Wednesday, November 21, 2012

Mexico is in pole position in the race for PV grid parity


The Eclareon PV Grid Parity Monitor, which will be updated in each U.S. academic semester, evaluates how close each of the 14 cities studied across seven countries – Brazil, Chile, Germany, Italy, Mexico, Spain and the U.S. – is to residential grid parity in terms of LCOE, and also how regulation in each of the regions will assist or handicap grid parity.
The criteria Eclareon used to assess photovoltaic grid parity took the form of a scale ranging from one to six, where one represented "very far from grid parity" and six represented "full grid parity". Meanwhile, it assessed national regulatory frameworks for PV self-consumption on a scale ranging from "very poor" to "excellent".
Although Germany’s three-bar rating ("Close to grid parity") for proximity to grid parity in Berlin, and four-bar ("Partial grid parity") score for Munich compare favorably to scores of two and three in the Brazilian cities of Sao Paolo and Itacarambi, respectively, Germany’s three-star rating for regulation was outshone by a top rated four-star showing from Brazil, thanks to its recent net-metering legislation.
The assessment of Germany was critical of changes to the EEG's (Renewable Energy law) photovoltaic FIT program, which eliminated the premium formerly paid to encourage self-consumption, and lamented  the fact the FIT paid for small-scale systems to feed excess power into the grid is now lower than the cost of retail electricity in the country.
Mexico is the initial poster boy in the grid parity stakes with Hermosillo, like Las Palmas in Spain, boasting a top rating of six bars, or full grid parity, because the highest photovoltaic LCOE is lower than the standard price of retail electricity, or the lowest peak electricity cost. Mexico City was rated as a five-bar "grid parity" city, meaning the lowest photovoltaic LCOE – rather than the highest – was used for comparison.
This result was again mirrored by Spain, where Madrid was rated "grid parity", but Mexico’s perfect four-star regulatory regime – an accolade also shared by California and Brazil – meant it topped the rankings.
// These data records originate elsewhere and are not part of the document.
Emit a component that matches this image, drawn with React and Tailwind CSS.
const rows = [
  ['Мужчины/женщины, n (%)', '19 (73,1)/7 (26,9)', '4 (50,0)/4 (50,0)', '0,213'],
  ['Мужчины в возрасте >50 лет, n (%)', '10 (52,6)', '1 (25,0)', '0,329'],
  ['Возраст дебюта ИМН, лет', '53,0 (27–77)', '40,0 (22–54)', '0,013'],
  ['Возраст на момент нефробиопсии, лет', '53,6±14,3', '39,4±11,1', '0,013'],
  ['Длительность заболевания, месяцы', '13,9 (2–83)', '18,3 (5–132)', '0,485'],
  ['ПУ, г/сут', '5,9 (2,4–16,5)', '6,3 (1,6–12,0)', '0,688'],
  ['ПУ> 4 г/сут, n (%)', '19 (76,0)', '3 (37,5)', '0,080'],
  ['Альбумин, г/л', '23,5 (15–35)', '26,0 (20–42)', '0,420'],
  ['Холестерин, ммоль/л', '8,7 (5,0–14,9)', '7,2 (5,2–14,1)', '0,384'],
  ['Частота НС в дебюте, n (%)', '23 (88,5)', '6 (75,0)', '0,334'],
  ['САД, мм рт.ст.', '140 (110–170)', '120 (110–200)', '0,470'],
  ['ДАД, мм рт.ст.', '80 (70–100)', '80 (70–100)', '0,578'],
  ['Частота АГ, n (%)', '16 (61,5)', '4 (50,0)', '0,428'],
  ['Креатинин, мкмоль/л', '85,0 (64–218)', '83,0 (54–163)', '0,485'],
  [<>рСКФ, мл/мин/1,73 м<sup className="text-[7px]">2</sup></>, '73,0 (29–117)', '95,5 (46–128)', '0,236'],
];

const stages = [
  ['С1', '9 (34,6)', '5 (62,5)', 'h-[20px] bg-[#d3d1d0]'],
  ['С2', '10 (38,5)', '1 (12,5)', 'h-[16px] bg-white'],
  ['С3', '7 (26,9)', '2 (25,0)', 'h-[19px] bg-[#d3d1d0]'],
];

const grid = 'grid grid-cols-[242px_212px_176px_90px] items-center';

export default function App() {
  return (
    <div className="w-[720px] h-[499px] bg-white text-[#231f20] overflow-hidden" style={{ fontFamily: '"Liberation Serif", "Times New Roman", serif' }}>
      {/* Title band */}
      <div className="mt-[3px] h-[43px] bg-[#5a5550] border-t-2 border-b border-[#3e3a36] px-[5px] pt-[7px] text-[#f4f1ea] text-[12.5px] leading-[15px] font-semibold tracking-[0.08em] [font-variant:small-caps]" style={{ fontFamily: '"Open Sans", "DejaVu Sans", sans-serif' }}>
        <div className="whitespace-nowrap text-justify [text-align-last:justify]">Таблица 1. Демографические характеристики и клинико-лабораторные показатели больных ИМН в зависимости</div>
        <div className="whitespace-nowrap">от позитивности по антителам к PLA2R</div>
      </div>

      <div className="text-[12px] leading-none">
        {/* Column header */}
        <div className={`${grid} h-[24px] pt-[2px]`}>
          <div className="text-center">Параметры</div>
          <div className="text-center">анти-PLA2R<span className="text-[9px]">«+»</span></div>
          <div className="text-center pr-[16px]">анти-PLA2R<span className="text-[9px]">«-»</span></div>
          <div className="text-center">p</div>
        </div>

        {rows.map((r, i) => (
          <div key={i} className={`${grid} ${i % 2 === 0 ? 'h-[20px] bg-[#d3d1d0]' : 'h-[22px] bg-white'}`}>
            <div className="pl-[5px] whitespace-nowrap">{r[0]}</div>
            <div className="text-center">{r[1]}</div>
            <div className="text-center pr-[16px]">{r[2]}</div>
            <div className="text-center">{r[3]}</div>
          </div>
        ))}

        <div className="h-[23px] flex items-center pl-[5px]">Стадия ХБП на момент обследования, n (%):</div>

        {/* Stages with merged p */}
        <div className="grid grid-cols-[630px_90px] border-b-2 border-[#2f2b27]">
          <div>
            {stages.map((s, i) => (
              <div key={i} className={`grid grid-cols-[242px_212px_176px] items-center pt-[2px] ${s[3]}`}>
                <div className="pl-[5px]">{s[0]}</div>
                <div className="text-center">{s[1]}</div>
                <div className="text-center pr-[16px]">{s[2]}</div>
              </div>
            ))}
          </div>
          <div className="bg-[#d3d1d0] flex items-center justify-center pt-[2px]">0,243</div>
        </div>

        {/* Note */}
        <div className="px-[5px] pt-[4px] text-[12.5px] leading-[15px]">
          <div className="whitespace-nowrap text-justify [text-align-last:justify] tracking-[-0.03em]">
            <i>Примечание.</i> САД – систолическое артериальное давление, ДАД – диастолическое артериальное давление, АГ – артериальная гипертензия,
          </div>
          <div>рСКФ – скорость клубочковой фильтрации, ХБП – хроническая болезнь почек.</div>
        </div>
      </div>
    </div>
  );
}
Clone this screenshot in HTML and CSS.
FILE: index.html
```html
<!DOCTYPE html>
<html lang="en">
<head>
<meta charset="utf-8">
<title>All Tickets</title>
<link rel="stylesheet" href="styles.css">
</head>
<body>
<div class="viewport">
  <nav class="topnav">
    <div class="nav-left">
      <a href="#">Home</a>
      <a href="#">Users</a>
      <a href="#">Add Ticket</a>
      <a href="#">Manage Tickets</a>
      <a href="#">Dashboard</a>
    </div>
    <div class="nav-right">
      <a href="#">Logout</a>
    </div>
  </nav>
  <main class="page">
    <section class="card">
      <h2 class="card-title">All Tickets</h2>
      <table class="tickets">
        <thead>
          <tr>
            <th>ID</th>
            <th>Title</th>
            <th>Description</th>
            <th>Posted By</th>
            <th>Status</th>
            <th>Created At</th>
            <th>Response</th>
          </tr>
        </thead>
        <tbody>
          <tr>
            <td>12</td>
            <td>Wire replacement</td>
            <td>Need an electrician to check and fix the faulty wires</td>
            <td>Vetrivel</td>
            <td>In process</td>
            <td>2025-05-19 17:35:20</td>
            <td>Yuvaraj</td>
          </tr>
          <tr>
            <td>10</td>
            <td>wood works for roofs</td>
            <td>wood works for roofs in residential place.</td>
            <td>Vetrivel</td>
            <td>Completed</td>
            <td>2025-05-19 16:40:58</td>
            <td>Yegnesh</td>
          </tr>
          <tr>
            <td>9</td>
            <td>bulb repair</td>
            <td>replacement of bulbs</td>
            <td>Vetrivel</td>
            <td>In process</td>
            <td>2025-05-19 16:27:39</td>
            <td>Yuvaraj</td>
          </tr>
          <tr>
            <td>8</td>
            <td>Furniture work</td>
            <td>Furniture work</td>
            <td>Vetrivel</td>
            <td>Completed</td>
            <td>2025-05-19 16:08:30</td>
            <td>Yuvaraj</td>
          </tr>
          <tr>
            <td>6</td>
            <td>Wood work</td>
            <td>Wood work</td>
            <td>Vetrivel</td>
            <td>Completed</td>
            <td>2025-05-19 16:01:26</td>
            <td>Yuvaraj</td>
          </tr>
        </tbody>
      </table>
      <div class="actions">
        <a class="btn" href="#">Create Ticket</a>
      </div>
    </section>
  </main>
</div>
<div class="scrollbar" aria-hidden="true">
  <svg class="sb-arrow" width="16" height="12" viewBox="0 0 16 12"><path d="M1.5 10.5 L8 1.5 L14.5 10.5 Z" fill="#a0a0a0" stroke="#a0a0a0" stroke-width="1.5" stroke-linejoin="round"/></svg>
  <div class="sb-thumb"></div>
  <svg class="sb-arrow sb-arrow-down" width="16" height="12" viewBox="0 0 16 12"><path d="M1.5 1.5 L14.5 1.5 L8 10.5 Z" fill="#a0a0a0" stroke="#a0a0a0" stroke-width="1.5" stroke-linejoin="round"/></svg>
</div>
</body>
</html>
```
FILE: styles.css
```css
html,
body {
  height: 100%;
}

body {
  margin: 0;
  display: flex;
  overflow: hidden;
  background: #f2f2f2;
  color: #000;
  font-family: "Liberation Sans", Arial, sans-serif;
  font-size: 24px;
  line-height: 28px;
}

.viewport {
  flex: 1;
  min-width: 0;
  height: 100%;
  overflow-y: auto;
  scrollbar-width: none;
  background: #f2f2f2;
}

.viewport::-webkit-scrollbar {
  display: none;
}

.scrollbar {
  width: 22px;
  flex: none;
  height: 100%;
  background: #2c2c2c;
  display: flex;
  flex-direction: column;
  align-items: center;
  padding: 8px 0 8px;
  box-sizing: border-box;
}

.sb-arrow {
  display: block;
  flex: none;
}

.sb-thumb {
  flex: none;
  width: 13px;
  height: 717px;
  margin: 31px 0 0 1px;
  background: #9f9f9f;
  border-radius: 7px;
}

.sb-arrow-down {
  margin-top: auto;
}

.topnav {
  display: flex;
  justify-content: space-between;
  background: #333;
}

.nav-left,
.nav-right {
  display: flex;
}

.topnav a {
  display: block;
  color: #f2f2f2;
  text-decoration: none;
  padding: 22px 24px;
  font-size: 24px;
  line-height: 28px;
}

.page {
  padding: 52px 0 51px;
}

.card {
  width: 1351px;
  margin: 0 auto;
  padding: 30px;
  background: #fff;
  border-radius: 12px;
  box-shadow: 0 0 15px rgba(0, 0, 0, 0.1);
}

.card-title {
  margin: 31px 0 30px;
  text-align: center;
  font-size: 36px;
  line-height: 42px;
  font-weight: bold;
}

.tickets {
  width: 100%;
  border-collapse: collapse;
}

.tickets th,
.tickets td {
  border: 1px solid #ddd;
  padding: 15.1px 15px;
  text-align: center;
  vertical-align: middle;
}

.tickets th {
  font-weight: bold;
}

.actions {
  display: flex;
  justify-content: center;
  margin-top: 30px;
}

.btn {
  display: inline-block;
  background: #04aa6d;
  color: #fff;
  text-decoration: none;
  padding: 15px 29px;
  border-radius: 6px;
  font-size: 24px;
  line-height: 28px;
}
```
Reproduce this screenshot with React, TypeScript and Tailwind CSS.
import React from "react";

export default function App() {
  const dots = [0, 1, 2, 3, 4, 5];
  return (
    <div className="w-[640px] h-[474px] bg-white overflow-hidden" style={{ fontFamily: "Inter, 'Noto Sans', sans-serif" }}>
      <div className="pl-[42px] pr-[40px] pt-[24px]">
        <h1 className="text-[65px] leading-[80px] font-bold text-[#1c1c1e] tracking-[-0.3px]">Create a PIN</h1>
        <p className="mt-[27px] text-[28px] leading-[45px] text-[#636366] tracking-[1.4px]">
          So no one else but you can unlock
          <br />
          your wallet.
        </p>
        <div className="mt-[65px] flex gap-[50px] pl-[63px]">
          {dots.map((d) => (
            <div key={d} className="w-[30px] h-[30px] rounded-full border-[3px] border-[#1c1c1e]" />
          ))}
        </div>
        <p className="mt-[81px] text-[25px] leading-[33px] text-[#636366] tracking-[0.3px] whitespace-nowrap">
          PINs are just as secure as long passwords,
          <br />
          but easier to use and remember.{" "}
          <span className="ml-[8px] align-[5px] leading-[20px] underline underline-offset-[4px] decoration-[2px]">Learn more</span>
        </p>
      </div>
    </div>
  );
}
The top rating is achieved in countries where the net metering incentive is equal to the cost of retail electricity and was secured by Mexico’s Medicion Neta regime, which allows solar households to accrue credits in KWh against their electricity bills.
Spain was given the lowest one-star, or "very poor" rating, since the embattled government has yet to pass the draft Balance Neto legislation into law, meaning there is neither a solar support mechanism like FIT, nor an incentive for self-consumption.
With Los Angeles and San Francisco, the cities studied in California, Italy (Rome and Palermo) and Chile (Santiago and Copiapo) completed the line-up.
The measure of proximity to grid parity was in part based on the narrowing of the gap in price terms between the two sources of electricity – PV LCOE to retail electricity prices – from the first semester of 2009 to the present.
Eclareon defines PV Grid Parity as the "moment when PV LCOE becomes competitive with retail electricity prices, assuming that 100% of the electricity is self-consumed instantaneously." It points out, however, that "since 100% of instant self-consumption is not likely to happen in residential systems, net metering/net billing or equivalent mechanisms will be crucial to achieve economic feasibility for this kind of installations."
It further adds that "in order to make the development of a PV self-consumption market possible, policymakers should concentrate their efforts on reducing administrative barriers and creating or improving regulatory mechanisms."